In class (ii), Mastrandrea and Schneider (2004), Ackerman et al. (2010), Dietz (2011), Hwang et al. (2013), and Gillingham et al. (2015) study the implication of catastrophic risks in IAMs. These papers focus on examining the shape of the damage function and the climate sensitivity parameter. We mention in particular the relevant contribution by Ackerman et al. (2010), who analyze the impact of parameter uncertainty in the specification of the damage function and/or in the temperature equation on the optimal policies. Their approach consists in first simulating the parameter(s) of interest by drawing from a prespecified probability distribution, and then deterministically solving DICE for each realization of the parameter(s), thus obtaining a ‘distribution’ of the optimal policies. This approach provides an assessment of the sensitivity and robustness of the optimal policies to parameter assumptions within the context of a deterministic economy–climate model. Also, Gillingham et al. (2015) conduct an extensive Monte Carlo analysis for six IAMs, to analyze how model output responds to model misspecification due to parameter uncertainty, by estimating surface-response functions. The current paper, in contrast, solves a stochastic optimization problem. Our social planner takes potentially heavy-tailed stochasticity in the damage-abatement fraction (and the damage parameter, the emissions-to-output ratio and technological efficiency, in extensions of the model) already into account when solving for the optimal policies.

In class (iii), Lemoine and Traeger (2014), Lontzek et al. (2015), Cai et al., 2012, Cai et al., 2016, and Berger et al. (2017) explore how the risk of stochastically uncertain environmental tipping points affects climate policy, using a stochastic IAM based on the DICE model. Berger et al. (2017) adopt non-expected utility preferences to accommodate aversion to both risk and ambiguity when analyzing tipping elements in climate change, employing a two-period model in which uncertainty resolves in 2100. The paper by Cai et al. (2012) is particularly relevant for us. They extend conventional economy–climate analysis based on deterministic IAMs to allow for a range of stochastic features. In particular, they conduct an extensive analysis of carbon emission policies in a stochastic environment. A key distinction between their work and ours is that they only allow shocks with a bounded probability distribution, thus ruling out the normal or the Student distribution, in order to avoid catastrophic risk scenarios (‘tail events’). In contrast, risks with unbounded support and potentially featuring heavy tails, as well as the catastrophic risk scenarios they may induce, are at the heart of our analysis.

Our paper also relates to the literature on numerical methods for dynamic programming and stochastic optimal control. The algorithm that we develop for solving SDICE* is inspired by the Least Squares Monte Carlo (LSMC) approach introduced by Longstaff and Schwartz (2001); see also Carriere (1996), Clément et al. (2002), and Powell (2011) for further details, including convergence results.

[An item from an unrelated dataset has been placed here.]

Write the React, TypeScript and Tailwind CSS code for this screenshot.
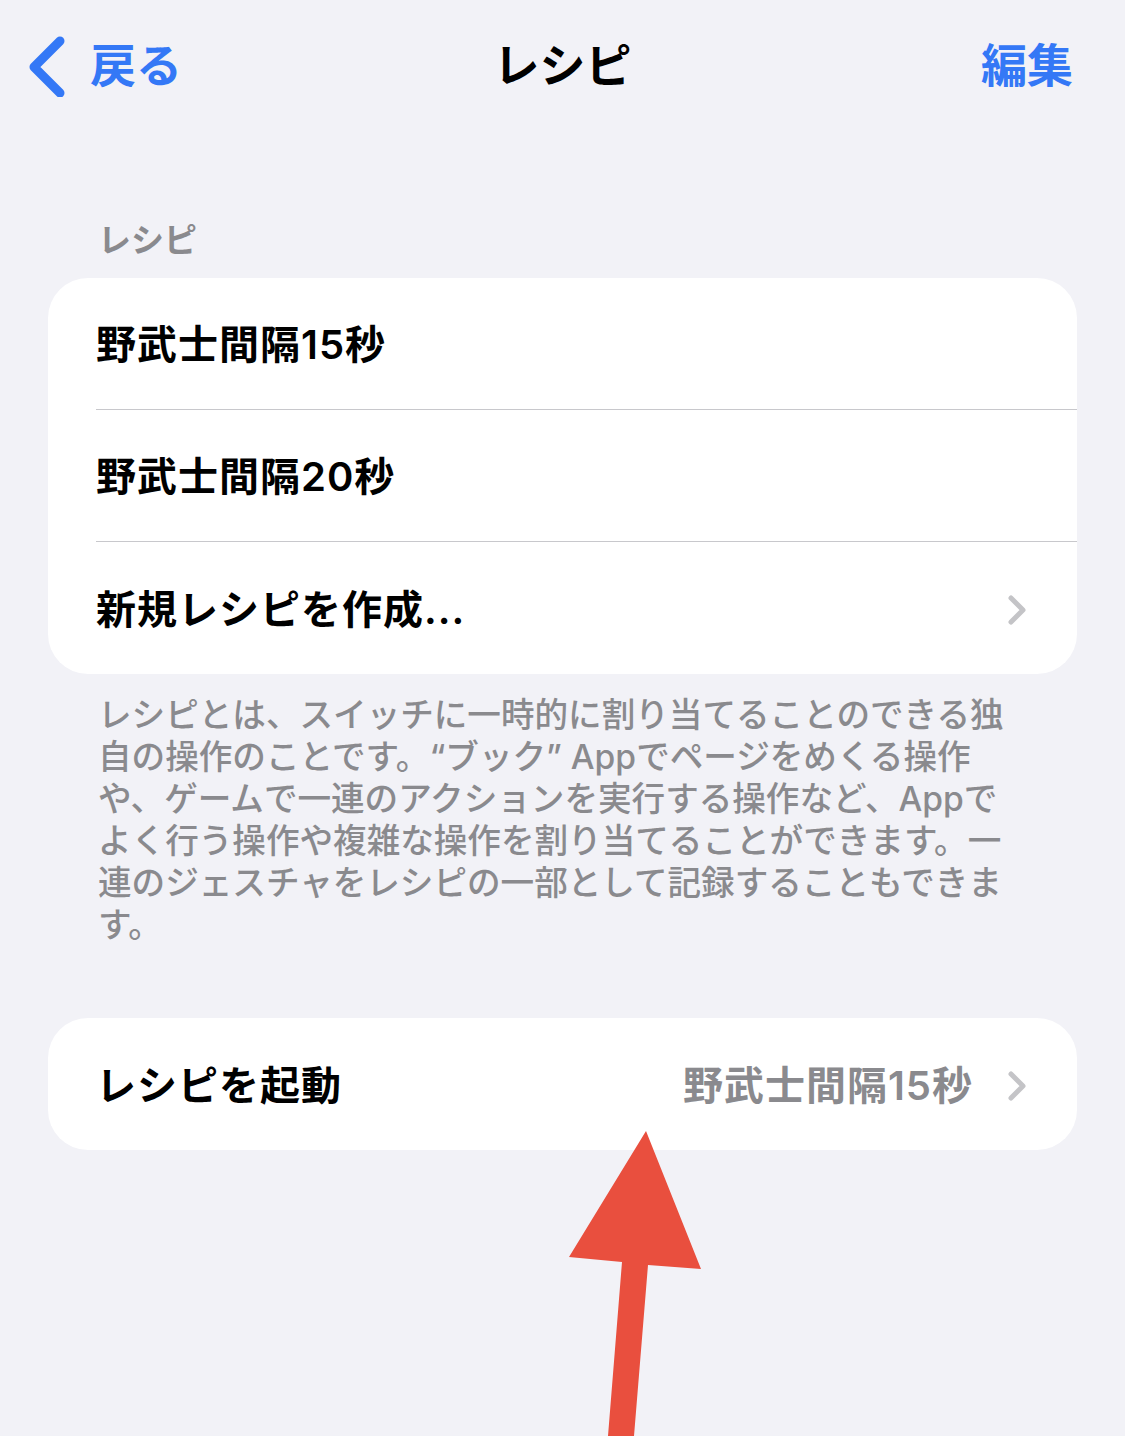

LSMC has been successfully applied to a variety of problems in financial economics and operations research; see e.g., Brandt et al. (2005), who use LSMC to solve a portfolio choice problem with non-standard preferences, Laeven and Stadje (2014), who solve problems of optimal portfolio choice and indifference valuation under general asset price dynamics and in the presence of model uncertainty using LSMC, and Krätschmer et al. (2018), who employ LSMC to analyze model uncertainty in optimal stopping.

The paper is organized as follows. In Section 2 we succinctly summarize DICE. In Section 3 we introduce uncertainty into DICE. In Section 4 we provide a formal description of a general class of stochastic dynamic finite-horizon economy–climate models, allowing for heavy-tailed uncertainty and general utility functions and embedding SDICE* as a special case, and develop a regression-based method for solving such models. In Section 5 we show, in the context of our model, that heavy-tailed uncertainty is not compatible with all utility functions, in particular power utility, and propose an alternative utility function: Pareto utility. In Section 6 we present the results of our SDICE* model and discuss their implications, while some extensions are presented in Section 7. Section 8 concludes.

Section snippets

Nordhaus’ DICE model

Our analysis takes as its starting point the DICE model, more precisely the ‘beta version’ of DICE-2016R, a version with identification DICE-2016R-091916ap.gms; see Nordhaus, 2017a, Nordhaus, 2017b. (Earlier versions are in Nordhaus and Yang (1996) and Nordhaus, 2008, Nordhaus, 2013.) We briefly summarize this model in condensed form.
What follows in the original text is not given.